Regulation 26 of the Takeover Code puts an obligation on the board of directors of the target company to ensure that during the offer period, the business of the target company is conducted in the ordinary course consistent with past practices. The Report of the Takeover Regulations Advisory Committee states that material transactions outside the ordinary course of business cannot be undertaken during the offer period, either at the level of the target company or at the level of any subsidiary of the target company without the approval of shareholders of the target company. This includes alienation of material assets, affecting any material borrowing, implementing a buy-back of shares or any other change in capital structure, etc.

Legality of Mindtree’s move

While the alienation of Rs. 530 crores form the reserves of the company does amount to an ‘alienation of material assets’ and may have a negative effect on the acquirer’s takeover attempt, it is not the be-all-end-all of the present analysis. The Securities and Exchange Board of India (SEBI) has also questioned Mindtree’s move of announcing this hefty special dividend at this time.

As highlighted above, three necessary conditions must be fulfilled for Mindtree’s move to be declared valid. The authors are of the opinion that the said conditions are fulfilled in Mindtree’s move for the following reasons:

  • Mindtree’s move consistent with past business practices - Going by the company’s past practice, Mindtree has declared special dividend on four separate occasions in the last 10 years in the range of Re. 1 to Rs. 5 per share. Furthermore, the interim and final dividends also fall in line with their past business practices.

  • Alienation is in the ordinary course of business - While arguably, the announcement of a special dividend of Rs. 20 per share is a substantial alienation of its assets, it does fall in line with its ordinary course of business and past practices. Firstly, in the course of the past decade, Mindtree has declared a special dividend 4 times in the 10 years. Furthermore, Mindtree claims that the special dividend is not a reaction to the L&T acquisition but rather a commemorative effort of the management upon the completion of 20 years of operation of the company and hitting the billion dollars a year revenue mark. Secondly, experts have opined that the quantum of dividend offered is not substantial enough to raise concern.

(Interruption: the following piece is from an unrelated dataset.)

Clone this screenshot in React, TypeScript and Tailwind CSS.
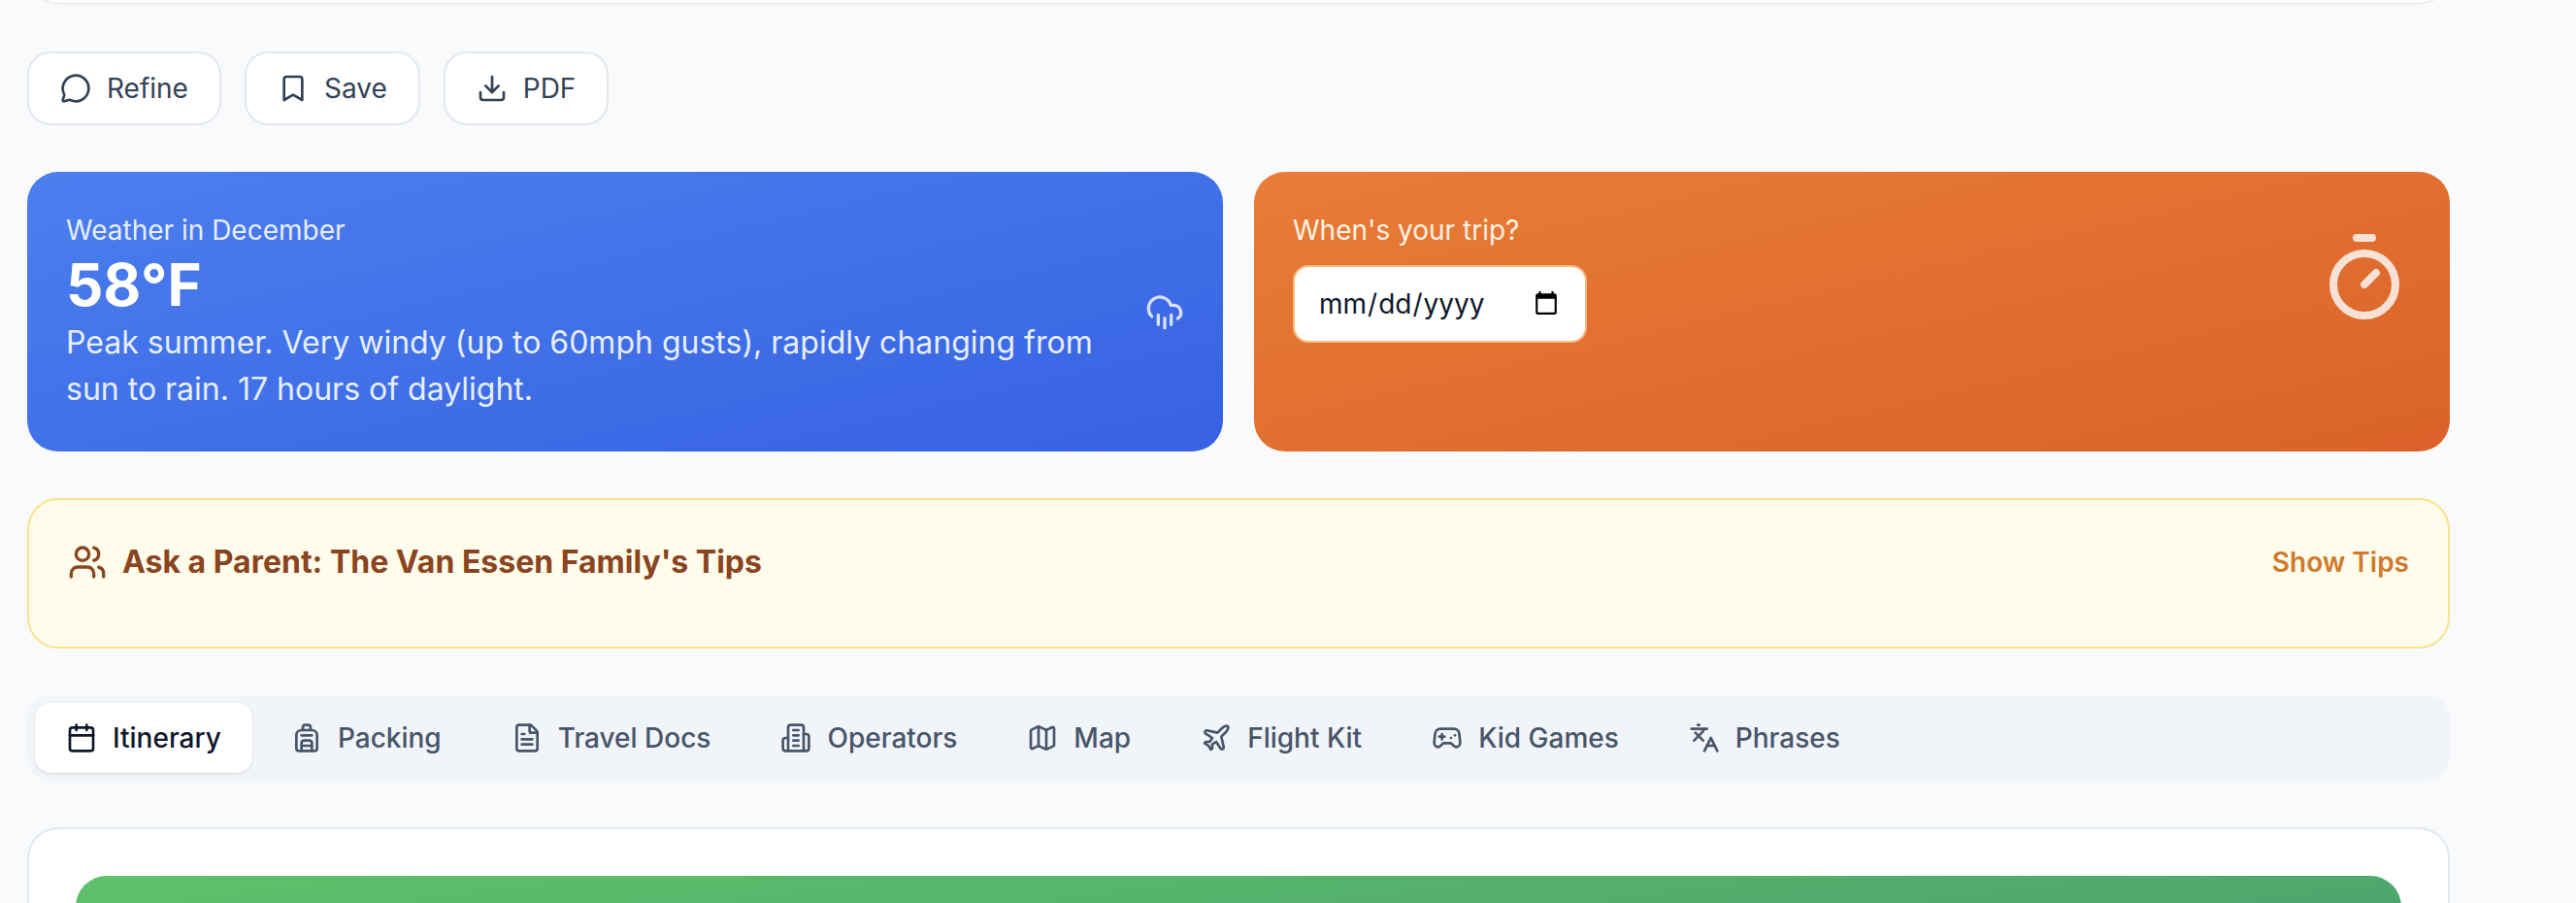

  • Approval of the shareholders - The issue of the special dividend has been made contingent upon the approval of the same by the shareholders of the company in its AGM this year. This falls in line with the requirement of approval of the shareholders by way of a special resolution.

L&T’s Conditional Open Offer that Wasn't

In India, under the Competition Act, 2002 (Competition Act), there is a prohibition on entering into any merger and acquisition which causes or is likely to cause an appreciable adverse effect on competition within the relevant market in India. Any merger or acquisition that falls within the criteria set under Section 5 of the Competition Act must be notified to the CCI. The CCI then determines whether such combination causes or is likely to cause any appreciable adverse effect, then such a combination shall be prohibited and if not, the combination shall be permitted.

In making its market purchase of shares contingent upon regulatory approvals, L&T has emulated the provision of an ‘open offer contingent upon regulatory approvals’ available in various jurisdictions though impliedly excluded under the Takeover Code.

What is a Conditional Open Offer?

A ‘conditional open offer’ amounts to an open offer that is made subject to certain conditions being fulfilled. This implies that the acquirer will only become obligated to uphold its obligations under the open offer if certain conditions laid out in the open offer, on which it is contingent are met out. In Singapore, the Singapore Code on Take-overs and Mergers under Rules 14.2 and 15.1 read with Appendix 3 stipulates various conditions such as minimum acceptance condition, condition as to the receipt of conformation by Competition Commission of Singapore, condition as to the approval of the acquisition by the shareholder of the acquirer, etc. are available to acquirers.

Regulation 19 of the Takeover Code states that an open offer may be made conditionally but only upon the minimum level of acceptance of the offer by the public shareholders, and where the law provides specific directions as to the exercise of a power, it impliedly excludes other means from its ambit.

Legality of L&T’s Move

The use of wits by L&T arises from the interplay between the combination of acquisition, market purchase and open offer of equity shares that it has employed by it. Where the first acquisition is made to be below 25% of the voting rights, the acquirer would not be saddled with additional shares of the company that it had acquired in pursuance of the mandatory open offer. Where further market purchase has been made contingent upon regulatory approval, receipt of these approvals clears the way for the acquirer to complete its plan of acquisition without any road blocks. Thus, L&T has made a ‘conditional market purchase offer’ that emulates a ‘conditional open offer’, a strategic move towards this hostile takeover.

While this move by L&T is a legally valid one, it goes to show the importance of such a provision. It must be noted that the Takeover Code does provide for the withdrawal of an open offer by the acquirer where the relevant statutory approvals are finally refused in an acquisition under Regulation 23(1)(a) of the Takeover Code. However, this still comes at material procedural cost and further potential liability towards the accepting shareholders and inconvenience to the investors cannot be discounted. Therefore, SEBI must look to global best practices and allow conditional open offers on more grounds that would be reasonably applicable in the Indian setting.


L&T took India Inc. by surprise when it announced its acquisition of 20.6% share in Mindtree and expressed its desire to gain 'control' over the latter. This takeover soon turned hostile when Mindtree expressed its disdain and rejection towards L&T’s move. While Mindtree did try to make some David and Goliath contests to fight off this hostile takeover, these attempts have largely been ineffective and it can only be said that its fate is sealed at this point. Nevertheless, the game of wits may not yet be over between the two companies and only time can really tell what lies next. Nonetheless, this takeover will surely have substantial implications on the M&A space in India.